About 15 percent of the exonerations involved people who confessed to crimes they did not commit. Often these were juveniles or mentally-disabled defendants, the study found.
The study also found the main factors behind wrong convictions varied by crime:
Murder: Perjury or false accusations were found in nearly two-thirds of those exonerations. Official misconduct, from suggestive interview techniques to fabrication of evidence, also was found in more than half of those cases.
Adult sexual assaults: Mistaken witness identification was involved 80 percent of the time, and was especially prevalent when victim and defendant were different races. Nearly 4 in 10 cases also involved false or misleading forensic evidence.
Child sex abuse: The accuser most often made up the crime, the study found. Official misconduct also was found in more than one-third of the cases.
Many child-abuse exonerations stemmed from what the authors called the "hysteria cases" of the 1980s and 1990s. They included prosecutions such as the McMartin Preschool case in California in which several adults were charged with molesting dozens of children in what proved to be false accusations.
Robbery: Mistaken eyewitness identification was found in 80 percent of those exonerations.
Gross and Shaffer said the justice system needs to be more careful that mistakes are not made on the front end, and more open to genuine evidence of innocence post conviction. Alabama's attorney general, however, said the courts provide sufficient safeguards to correct genuine mistakes.
"The courts remain open to considering strong evidence of actual innocence," Strange said. "Oftentimes, post conviction courts are flooded with weak theories of innocence rather than actual evidence supporting innocence."
Here are the cases of five men convicted in Jefferson County Circuit Court who are listed in a new national registry of exonerations:
Freddie Lee Gaines: Charged in a 1973 double homicide, he was acquitted in one death and convicted in the other. Gaines was released for good behavior after 11 years in prison. Five years later, in 1990, another man confessed to the crimes. Gaines received $1 million in state compensation, but was not pardoned until 2005.
Dale and Ronnie Mahan: Convicted of a 1984 kidnapping and rape, Dale was sentenced in Bessemer to 35 years and Ronnie received life without parole as a habitual offender.
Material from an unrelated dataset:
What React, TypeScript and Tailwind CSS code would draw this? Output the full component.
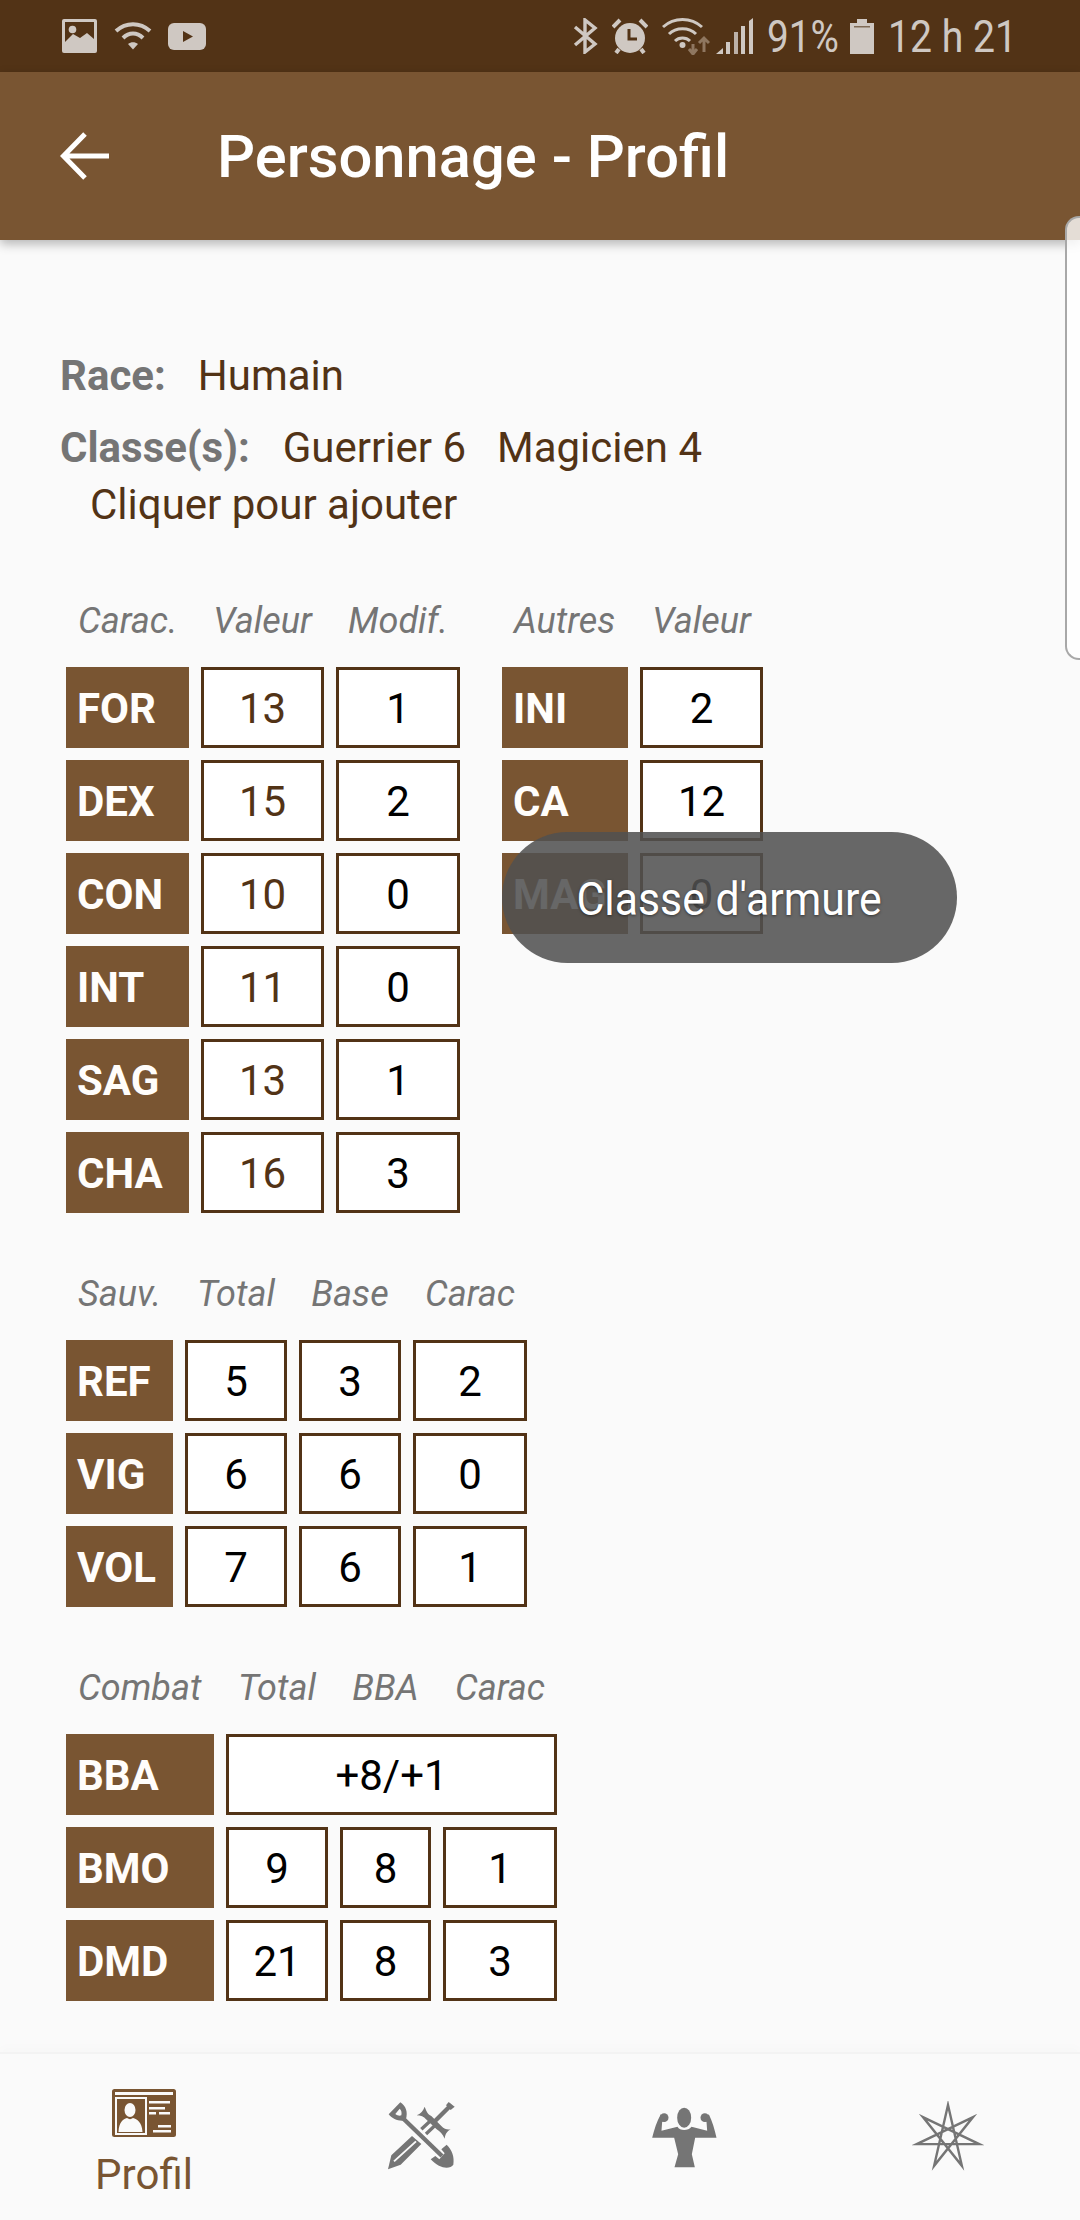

They were released after nearly 14 years when testing that was not available before trial showed they did not leave DNA found on the victim. She still maintained she was attacked by two men, but admitted she had sex with a man other than her husband earlier that day.
Louis Griffin: After his arrest on federal racketeering charges, the New York street gang member took credit for a 1992 drug-debt slaying in Birmingham. But when he and another man went on trial in Birmingham in 1997, Griffin said he made it all up to get a lighter sentence in his federal case. Both men were convicted, with Griffin getting a death sentence and the other man a life term. Griffin won a new trial in 2000 and was acquitted in 2001, but went to federal prison for the racketeering case.
Wesley Quick: Charged in the 1995 shooting deaths of two teens near Pinson, his first prosecution ended in mistrial due to juror misconduct. He was convicted and sentenced to death in 1997, but won a new trial and was acquitted in 2003. The trial judge then sentenced Quick to 76 years in prison after he pleaded guilty to three burglaries, including one in which the murder weapon was stolen.